El pasado fin de semana terminó la 27a edición de la Feria Internacional del Libro (FIL) de Lima. Como todos los años, la afluencia de público fue masiva. Durante dos semanas y media, autores, editores y lectores nos hemos encontrado, compartido y conversado. Hemos disfrutado de los libros, las firmas y las conferencias. Quizá las ventas fueron menores que en el 2022, un año marcado por el regreso a la presencialidad después de la pandemia, pero aun así ha sido un éxito indudable, en términos económicos, sociales y culturales.
La Feria del Libro de Lima tiene dos características que la hacen diferente de sus similares de otras capitales de América Latina: coincide con el feriado de Fiestas Patrias y se ubica en un emplazamiento que podríamos llamar “neutral”, en una zona de clase media, fácilmente accesible tanto desde los barrios de alto nivel socioeconómico como desde las zonas de nivel socioeconómico bajo.
Estos dos elementos hacen que sea un evento singular.
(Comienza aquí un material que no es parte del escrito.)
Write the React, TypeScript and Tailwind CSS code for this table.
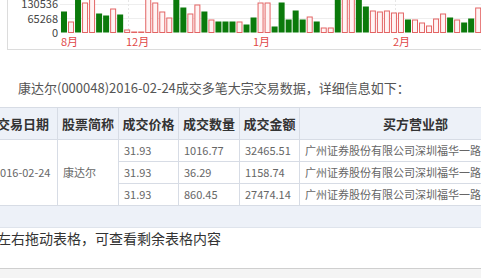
const font = { fontFamily: '"Noto Sans CJK SC", "Liberation Sans", sans-serif' };

// volume bars, heights in px above the baseline; up = red hollow, down = green
const bars: [number, "up" | "down"][] = [
  [21, "down"], [11, "up"], [36, "down"], [30, "up"], [34, "up"], [19, "down"],
  [17, "down"], [24, "up"], [18, "down"], [3, "up"], [1, "up"], [1, "up"],
  [34, "up"], [30, "up"], [21, "up"], [15, "up"], [36, "down"], [25, "down"],
  [19, "up"], [28, "up"], [21, "down"], [13, "up"], [11, "down"], [11, "down"],
  [11, "down"], [11, "up"], [8, "down"], [15, "down"], [30, "up"], [30, "up"],
  [6, "down"], [30, "down"], [13, "down"], [22, "down"], [13, "down"], [16, "up"],
  [11, "down"], [5, "up"], [5, "up"], [36, "down"], [36, "up"], [36, "up"],
  [36, "down"], [26, "down"], [22, "up"], [21, "up"], [22, "up"], [20, "up"],
  [20, "up"], [13, "down"], [13, "up"], [10, "up"], [7, "up"], [14, "up"],
  [19, "up"], [15, "down"], [13, "up"], [10, "down"], [14, "down"], [25, "up"],
];

const months: [string, number][] = [
  ["8月", 60],
  ["12月", 125],
  ["1月", 252],
  ["2月", 392],
];

const rows = [
  { price: "31.93", qty: "1016.77", amount: "32465.51" },
  { price: "31.93", qty: "36.29", amount: "1158.74" },
  { price: "31.93", qty: "860.45", amount: "27474.14" },
];

const broker = "广州证券股份有限公司深圳福华一路证券营业部";

function VolumeChart() {
  const base = 32.5;
  return (
    <div className="ml-[7px] h-[50px] border-b border-l border-[#dcdcdc]">
      <svg width="474" height="49" viewBox="7 0 474 49" className="block">
        <line x1="59" x2="481" y1="4.5" y2="4.5" stroke="#eeeeee" />
        <line x1="59" x2="481" y1="18.5" y2="18.5" stroke="#eeeeee" />
        {[127, 258, 394].map((x) => (
          <line key={x} x1={x + 0.5} x2={x + 0.5} y1="0" y2={base} stroke="#e6e6e6" strokeDasharray="2 2" />
        ))}
        {bars.map(([h, dir], i) => {
          const x = 60 + i * 7.02;
          return dir === "up" ? (
            <rect key={i} x={x + 0.5} y={base - h + 0.5} width="5" height={h - 0.5} fill="#fff4f4" stroke="#e36464" />
          ) : (
            <rect key={i} x={x} y={base - h} width="6" height={h} fill="#0b7a0b" />
          );
        })}
        <g fontSize="11" fill="#444" textAnchor="end" style={font}>
          <text x="57" y="8">130536</text>
          <text x="57" y="22.5">65268</text>
          <text x="57" y="37">0</text>
        </g>
        <g fontSize="11" fill="#e04848" style={font}>
          {months.map(([m, x]) => (
            <text key={m} x={x} y="46">{m}</text>
          ))}
        </g>
      </svg>
    </div>
  );
}

export default function App() {
  return (
    <div className="w-[481px] h-[278px] overflow-hidden bg-white" style={font}>
      <VolumeChart />

      <p className="mt-[28px] pl-[18px] text-[13px] leading-5 text-[#555]">
        康达尔(000048)2016-02-24成交多笔大宗交易数据，详细信息如下：
      </p>

      <div className="mt-[9px] overflow-hidden">
        <table className="ml-[-12px] w-[543px] table-fixed border-collapse">
          <colgroup>
            <col className="w-[69px]" />
            <col className="w-[61px]" />
            <col className="w-[60px]" />
            <col className="w-[61px]" />
            <col className="w-[60px]" />
            <col className="w-[232px]" />
          </colgroup>
          <thead>
            <tr className="h-[32px] bg-[#edf1f8] text-[13px] font-bold text-[#333]">
              <th className="border border-[#d7dce5] font-bold">交易日期</th>
              <th className="border border-[#d7dce5] font-bold">股票简称</th>
              <th className="border border-[#d7dce5] font-bold">成交价格</th>
              <th className="border border-[#d7dce5] font-bold">成交数量</th>
              <th className="border border-[#d7dce5] font-bold">成交金额</th>
              <th className="border border-[#d7dce5] font-bold">买方营业部</th>
            </tr>
          </thead>
          <tbody className="text-[11px] text-[#666]">
            {rows.map((r, i) => (
              <tr key={i} className="h-[22px]">
                {i === 0 && (
                  <>
                    <td rowSpan={3} className="border border-[#d7dce5] pl-[5px]">2016-02-24</td>
                    <td rowSpan={3} className="border border-[#d7dce5] pl-[5px]">康达尔</td>
                  </>
                )}
                <td className="border border-[#d7dce5] pl-[5px]">{r.price}</td>
                <td className="border border-[#d7dce5] pl-[5px]">{r.qty}</td>
                <td className="border border-[#d7dce5] pl-[5px]">{r.amount}</td>
                <td className="whitespace-nowrap overflow-hidden border border-[#d7dce5] pl-[5px]">{broker}</td>
              </tr>
            ))}
          </tbody>
        </table>
      </div>

      <div className="h-[22px] border-b border-[#dfe4ec] bg-[#edf1f8]" />

      <div className="h-[40px]">
        <p className="ml-[-3px] text-[14px] leading-5 text-[#333]">左右拖动表格，可查看剩余表格内容</p>
      </div>

      <div className="h-[10px] border-t border-[#cfcfcf] bg-[#f4f4f4]" />
    </div>
  );
}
Es mucho más que una feria comercial. Es un lugar de encuentro y un evento familiar. Incluso se puede decir que, para un sector importante de la población limeña que no puede salir de vacaciones, ir a la feria se ha convertido en parte del ritual de Fiestas Patrias. Durante esos días, es frecuente ver a diferentes generaciones de una misma familia, hojeando y comprando libros juntos. Y, lo que es más importante, en muchos casos, se trata de personas no habituadas a comprar libros, que durante estos días hacen su única incursión anual en busca de lecturas novedosas y a buenos precios.
Para muchos limeños, las librerías siguen siendo lugares intimidantes y alejados de sus vidas. En su mayoría, se sitúan en barrios de clase alta y están revestidas de un aura de reverencia, que hace que no todos se sientan cómodos en ellas. Esta es una más de las múltiples fracturas, en las que se mezclan clase social, nivel educativo y características étnico-culturales, que marcan nuestra vida cotidiana. Ojalá no existieran, pero existen.
Por su ubicación y características, en la FIL estos recelos se amortiguan. Es uno de los pocos espacios de encuentro cultural multiclasista con los que cuenta nuestra capital. Es cierto que no suelen acudir a ella los limeños de los dos extremos de la escala social, ni los más acomodados ni los de menores recursos. Pero durante los 17 días que dura es posible ver recorriendo las estanterías de los múltiples stands de la feria a familias de los sectores B, C y D, que juntos suman casi el 80% de la población de Lima.
Este logro se vincula con el momento del año y el lugar donde la FIL se realiza. Si la feria del libro se llevara a cabo en otra fecha o en otro emplazamiento, sus características serían otras. Seguramente continuaría siendo un éxito comercial, pero perdería su carácter interclasista y familiar, y no tendría la condición de ritual compartido que tiene en la actualidad. De ahí la preocupación que ha causado en todos quienes trabajamos en el mundo editorial el anuncio del alcalde de Jesús María, Jesús Gálvez, de no volver a ceder el próximo año el Parque de los Próceres para la celebración de la feria.
Se trata de una decisión difícil de entender. La Feria Internacional del Libro es quizás el evento cultural más importante que se celebra en Jesús María. Genera movimiento económico y prestigio, y además aprovecha un espacio que la mayor parte del año está infrautilizado. El Parque de los Próceres suele estar cerrado y solo tiene actividad en unas pocas fechas señaladas. Mientras en otras ciudades las autoridades compiten por atraer ferias de libros de la magnitud de la FIL, nuestros alcaldes parecen considerar a la cultura como algo nocivo, que hay que evitar y alejar de sus parques.
Queda un año para la próxima FIL. Es tiempo suficiente para recapacitar. Ojalá el éxito de esta nueva edición contribuya a que el señor Gálvez cambie de opinión y el próximo julio podamos nuevamente encontrarnos, para compartir una vez más las Fiestas Patrias entre conferencias, presentaciones, firmas y libros.